Валька даже не успел возразить полковнику, как его повесили на арке при входе на базар.
Пройдя еще немного, Павел увидел дом, где когда-то жил Колька Виллер. Когда-то он выделялся на их улице красивыми резными ставнями на окнах и стоящей «на курьих ножках» голубятней. Отец Кольки был немец и славился в Корабелке своим мастерством краснодеревщика и еще тем, что был страстным голубятником Это можно было определить по тому, с какой любовью и фантазией. была построена голубятня. Иной раз сюда специально приезжали голубятники из окрестных городков, чтобы полюбоваться этим произведением столярного искусства.

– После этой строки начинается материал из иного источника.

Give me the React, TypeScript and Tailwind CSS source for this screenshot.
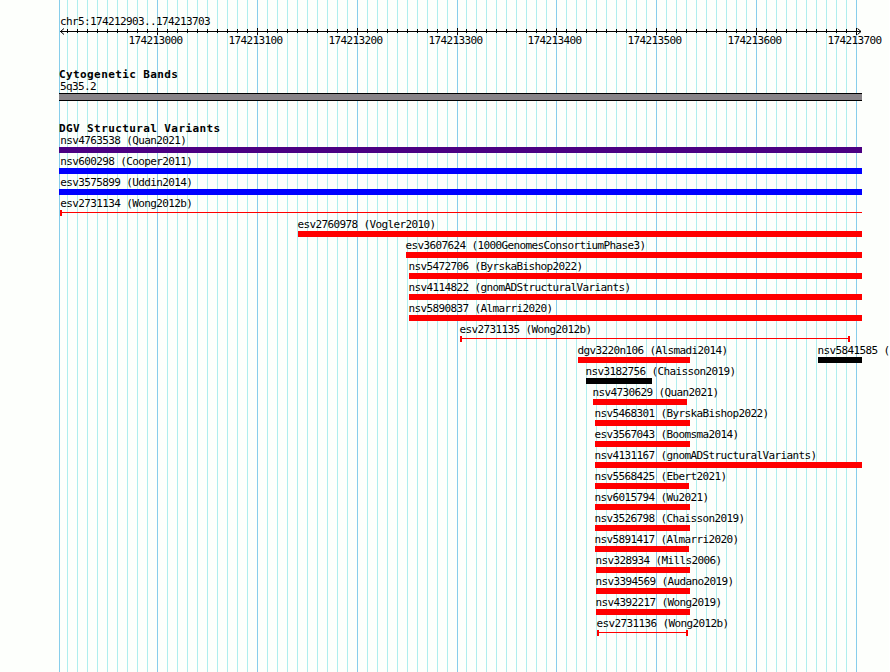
type Feature = {
  id: string
  study: string
  start: number
  end: number
  color: string
  span?: boolean
}

const VIEW_LEFT = 59
const VIEW_RIGHT = 862

const RED = 'bg-[#ff0000]'
const BLUE = 'bg-[#0000ff]'
const INDIGO = 'bg-[#4b0082]'
const BLACK = 'bg-black'

const rows: Feature[][] = [
  [{ id: 'nsv4763538', study: 'Quan2021', start: 59, end: 862, color: INDIGO }],
  [{ id: 'nsv600298', study: 'Cooper2011', start: 59, end: 862, color: BLUE }],
  [{ id: 'esv3575899', study: 'Uddin2014', start: 59, end: 862, color: BLUE }],
  [{ id: 'esv2731134', study: 'Wong2012b', start: 60, end: 862, color: RED, span: true }],
  [{ id: 'esv2760978', study: 'Vogler2010', start: 298, end: 862, color: RED }],
  [{ id: 'esv3607624', study: '1000GenomesConsortiumPhase3', start: 406, end: 862, color: RED }],
  [{ id: 'nsv5472706', study: 'ByrskaBishop2022', start: 409, end: 862, color: RED }],
  [{ id: 'nsv4114822', study: 'gnomADStructuralVariants', start: 409, end: 862, color: RED }],
  [{ id: 'nsv5890837', study: 'Almarri2020', start: 409, end: 862, color: RED }],
  [{ id: 'esv2731135', study: 'Wong2012b', start: 460, end: 850, color: RED, span: true }],
  [
    { id: 'dgv3220n106', study: 'Alsmadi2014', start: 578, end: 690, color: RED },
    { id: 'nsv5841585', study: '', start: 818, end: 862, color: BLACK },
  ],
  [{ id: 'nsv3182756', study: 'Chaisson2019', start: 586, end: 652, color: BLACK }],
  [{ id: 'nsv4730629', study: 'Quan2021', start: 593, end: 687, color: RED }],
  [{ id: 'nsv5468301', study: 'ByrskaBishop2022', start: 595, end: 690, color: RED }],
  [{ id: 'esv3567043', study: 'Boomsma2014', start: 595, end: 690, color: RED }],
  [{ id: 'nsv4131167', study: 'gnomADStructuralVariants', start: 595, end: 862, color: RED }],
  [{ id: 'nsv5568425', study: 'Ebert2021', start: 595, end: 689, color: RED }],
  [{ id: 'nsv6015794', study: 'Wu2021', start: 595, end: 690, color: RED }],
  [{ id: 'nsv3526798', study: 'Chaisson2019', start: 595, end: 690, color: RED }],
  [{ id: 'nsv5891417', study: 'Almarri2020', start: 595, end: 689, color: RED }],
  [{ id: 'nsv328934', study: 'Mills2006', start: 596, end: 690, color: RED }],
  [{ id: 'nsv3394569', study: 'Audano2019', start: 596, end: 690, color: RED }],
  [{ id: 'nsv4392217', study: 'Wong2019', start: 596, end: 690, color: RED }],
  [{ id: 'esv2731136', study: 'Wong2012b', start: 597, end: 688, color: RED, span: true }],
]

// one tick every 10 bp, a major one every 100 bp
const ticks = Array.from({ length: 80 }, (_, i) => ({
  x: 67 + i * 10 - (i >= 40 ? 1 : 0),
  major: i % 10 === 9,
  bp: 174212910 + i * 10,
}))

function GridLines() {
  return (
    <svg className="absolute inset-0" width="889" height="672" shapeRendering="crispEdges" aria-hidden>
      <rect x={VIEW_LEFT} y="0" width="1" height="672" fill="#87ceeb" />
      {ticks.map((t) => (
        <rect key={t.bp} x={t.x} y="0" width="1" height="672" fill={t.major ? '#87ceeb' : '#afeeee'} />
      ))}
    </svg>
  )
}

function Ruler() {
  return (
    <div className="relative h-[22px]">
      <svg className="block" width="889" height="9" shapeRendering="crispEdges" aria-hidden>
        <rect x="60" y="4" width="801" height="1" />
        {ticks.map((t) => (
          <rect key={t.bp} x={t.x} y={t.major ? 1 : 2} width="1" height={t.major ? 7 : 4} />
        ))}
        <path d="M64 1.5l-3.5 3l3.5 3M857.5 1.5l3.5 3l-3.5 3" fill="none" stroke="#000" shapeRendering="auto" />
      </svg>
      {ticks
        .filter((t) => t.major)
        .map((t) => (
          <span key={t.bp} className="absolute top-[7px]" style={{ left: t.x - 28.5 }}>
            {t.bp}
          </span>
        ))}
    </div>
  )
}

function Glyph({ feature }: { feature: Feature }) {
  if (!feature.span) return <div className={`h-1.5 ${feature.color}`} />
  const openRight = feature.end === VIEW_RIGHT
  return (
    <div className="flex h-1.5">
      <div className={`h-1.5 w-0.5 ${feature.color}`} />
      <div className={`mt-0.5 h-px flex-1 ${feature.color}`} />
      {!openRight && <div className={`h-1.5 w-0.5 ${feature.color}`} />}
    </div>
  )
}

function FeatureRow({ features }: { features: Feature[] }) {
  return (
    <div className="flex h-[21px]">
      {features.map((f, i) => {
        const prev = i === 0 ? 0 : features[i - 1].end
        const labelX = Math.max(f.start - 0.6, 60.2)
        return (
          <div key={f.id} className="shrink-0" style={{ marginLeft: f.start - prev, width: f.end - f.start }}>
            <div className="h-[13px]" style={{ marginLeft: labelX - f.start }}>
              {f.id} ({f.study && `${f.study})`}
            </div>
            <Glyph feature={f} />
          </div>
        )
      })}
    </div>
  )
}

function TrackTitle({ children }: { children: string }) {
  return <h2 className="h-3 pl-[59px] font-bold tracking-[0.4px]">{children}</h2>
}

export default function App() {
  return (
    <div className="h-[672px] w-[890px] bg-white">
      <main className="relative h-[672px] w-[889px] overflow-hidden bg-[#fdfffc] font-['DejaVu_Sans_Mono',monospace] text-[11px] leading-[13px] tracking-[-0.622px] whitespace-nowrap text-black">
        <GridLines />
        <div className="relative pt-[15px]">
          <div className="h-3 pl-[60px]">chr5:174212903..174213703</div>
          <Ruler />

          <section className="pt-[19px]">
            <TrackTitle>Cytogenetic Bands</TrackTitle>
            <div className="h-[13px] pl-[60px]">5q35.2</div>
            <div className="ml-[59px] h-2 w-[803px] border-y border-black bg-[#888488]" />
          </section>

          <section className="pt-[21px]">
            <TrackTitle>DGV Structural Variants</TrackTitle>
            {rows.map((features) => (
              <FeatureRow key={features[0].id} features={features} />
            ))}
          </section>
        </div>
      </main>
    </div>
  )
}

Перед Первой мировой войной отец уехал в Германию и больше оттуда не вернулся. Ходили слухи, что он там женился. От обиды на отца Колька сменил свою немецкую фамилию на материну украинскую — Приходько.

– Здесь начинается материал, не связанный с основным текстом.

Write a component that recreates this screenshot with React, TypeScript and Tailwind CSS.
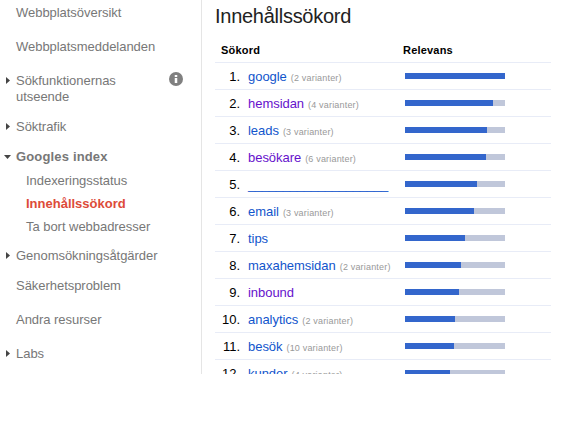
interface NavItem {
  label: string;
  width: string;
  spacing: string;
  arrow?: 'right' | 'down';
  info?: boolean;
}

interface Keyword {
  word: string;
  variants?: number;
  relevance: number;
  visited?: boolean;
  tight?: boolean;
}

const topItems: NavItem[] = [
  { label: 'Webbplatsöversikt', width: 'w-[150px]', spacing: 'mb-[18px]' },
  { label: 'Webbplatsmeddelanden', width: 'w-[150px]', spacing: 'mb-[18px]' },
  { label: 'Sökfunktionernas utseende', width: 'w-[120px]', spacing: 'mb-[14px]', arrow: 'right', info: true },
  { label: 'Söktrafik', width: 'w-[150px]', spacing: 'mb-[14px]', arrow: 'right' },
];

const bottomItems: NavItem[] = [
  { label: 'Genomsökningsåtgärder', width: 'w-[150px]', spacing: 'mb-[14px]', arrow: 'right' },
  { label: 'Säkerhetsproblem', width: 'w-[150px]', spacing: 'mb-[18px]' },
  { label: 'Andra resurser', width: 'w-[150px]', spacing: 'mb-[18px]' },
  { label: 'Labs', width: 'w-[150px]', spacing: '', arrow: 'right' },
];

const keywords: Keyword[] = [
  { word: 'google', variants: 2, relevance: 100 },
  { word: 'hemsidan', variants: 4, relevance: 88, visited: true },
  { word: 'leads', variants: 3, relevance: 82 },
  { word: 'besökare', variants: 6, relevance: 81, visited: true },
  { word: '____________________', relevance: 72, tight: true },
  { word: 'email', variants: 3, relevance: 69 },
  { word: 'tips', relevance: 60 },
  { word: 'maxahemsidan', variants: 2, relevance: 56 },
  { word: 'inbound', relevance: 54, visited: true },
  { word: 'analytics', variants: 2, relevance: 50 },
  { word: 'besök', variants: 10, relevance: 49 },
  { word: 'kunder', variants: 4, relevance: 45 },
];

function Arrow({ direction }: { direction?: 'right' | 'down' }) {
  return (
    <span className="w-4 h-4 shrink-0">
      {direction === 'right' && (
        <svg width="16" height="16" viewBox="0 0 16 16" fill="#444">
          <path d="M6 4L10 7.5L6 11Z" />
        </svg>
      )}
      {direction === 'down' && (
        <svg width="16" height="16" viewBox="0 0 16 16" fill="#444">
          <path d="M4 6H11L7.5 10Z" />
        </svg>
      )}
    </span>
  );
}

function InfoIcon() {
  return (
    <svg className="ml-auto mr-[18px] -mt-[1px] shrink-0" width="14" height="14" viewBox="0 0 14 14">
      <circle cx="7" cy="7" r="7" fill="#808080" />
      <path d="M5.75 3H8.25V5H5.75ZM5.75 6H8.25V11H5.75Z" fill="#fff" />
    </svg>
  );
}

function NavRow({ item }: { item: NavItem }) {
  return (
    <li className={`flex ${item.spacing}`}>
      <Arrow direction={item.arrow} />
      <a className={item.width}>{item.label}</a>
      {item.info && <InfoIcon />}
    </li>
  );
}

export default function App() {
  return (
    <div className="w-[576px] h-[426px] bg-white font-['Liberation_Sans',Arial,sans-serif] text-[13px] leading-4">
      <div className="flex h-[374px] overflow-hidden">
        <nav className="w-[202px] shrink-0 border-r border-[#e5e5e5] pt-[5px] text-[#777] tracking-[-0.04px]">
          <ul>
            {topItems.map((item) => <NavRow key={item.label} item={item} />)}
            <li className="mb-[13px]">
              <div className="flex font-bold tracking-[0.16px]">
                <Arrow direction="down" />
                <a>Googles index</a>
              </div>
              <ul className="pl-[26px] pt-2 space-y-[7px]">
                <li>Indexeringsstatus</li>
                <li className="font-bold text-[#dd4b39] tracking-normal">Innehållssökord</li>
                <li>Ta bort webbadresser</li>
              </ul>
            </li>
            {bottomItems.map((item) => <NavRow key={item.label} item={item} />)}
          </ul>
        </nav>

        <main className="w-[349px] pl-[13px]">
          <h1 className="h-[38px] pt-[4px] text-[20px] leading-6 tracking-[-0.27px] text-[#222]">Innehållssökord</h1>
          <div className="flex h-[25px] border-b border-[#e8ecf7] pt-1 pl-[6px] text-[11px] font-bold tracking-[0.2px] text-black">
            <span className="w-[182px]">Sökord</span>
            <span>Relevans</span>
          </div>
          {keywords.map((k, i) => (
            <div key={k.word} className="flex h-[27px] border-b border-[#e8ecf7] pt-[6px] whitespace-nowrap">
              <span className="w-[25px] text-right text-black">{i + 1}.</span>
              <span className={`w-[157px] ml-2 ${k.tight ? 'tracking-[-0.23px]' : 'tracking-[-0.04px]'}`}>
                <a className={k.visited ? 'text-[#6611cc]' : 'text-[#1155cc]'}>{k.word}</a>
                {k.variants && (
                  <span className="ml-1 text-[9px] tracking-[0.18px] text-[#999]">({k.variants} varianter)</span>
                )}
              </span>
              <span className="mt-1 h-[6px] w-[100px] bg-[#c0c7da]">
                <span className="block h-full bg-[#3366cc]" style={{ width: `${k.relevance}%` }} />
              </span>
            </div>
          ))}
        </main>
      </div>
    </div>
  );
}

Колька Приходько стал хозяином в доме, и даже в их мальчишечьей ватаге выделялся своей немецкой аккуратностью и украинской рассудительностью.
Когда началась Великая война, Колька один из первых из их ватаги ушел на войну. Ушел и сгинул. Ходили слухи, что его расстреляли немцы лишь за то, что он сменил фамилию.
Проходя мимо Колькиного дома, Павел невольно посмотрел во двор и увидел… Кольку. Это, несомненно, был он. Укутанный в теплый платок, он сидел посреди двора в самодельной инвалидной коляске.
Павел взмахнул рукой, чтобы привлечь его внимание. И хотя Колька смотрел прямо на улицу и не мог его не видеть, он Павлу не ответил. Что за ерунда? Знать не хочет? Обиделся? Когда и за что?
И тогда Павел пошел во двор.
Едва скрипнула калитка, как ему навстречу со свирепым лаем бросился лохматый черный пес.
— Полкан! Полкан! — позвал Колька и, не поворачивая головы, сказал: — Хто там? Не бойсь. Он смирный.
Полкан, и верно, резко развернулся и помчался к хозяину.
Уже подойдя поближе, Павел увидел белесые и неподвижные Колькины глаза. Маленький, с желтым безжизненным лицом, Колька сидел в коляске на вымощенном ватном одеяле. Справа от него стояла ополовиненная бутылка самогона, слева, на беленькой холстинке, лежала закуска: пластинки сала, покрошенный лук, пара отваренных и разделеных на четыре части вареных картофелин.
Ног у Кольки не было выше колен.
Когда Кольцов почти вплотную подошел к нему и хотел было поздороваться, как тот предупреждающе поднял руку и попросил:
— Молчи! Я сам угадаю! — и после недолгой паузы сказал: — Семка! Куренной!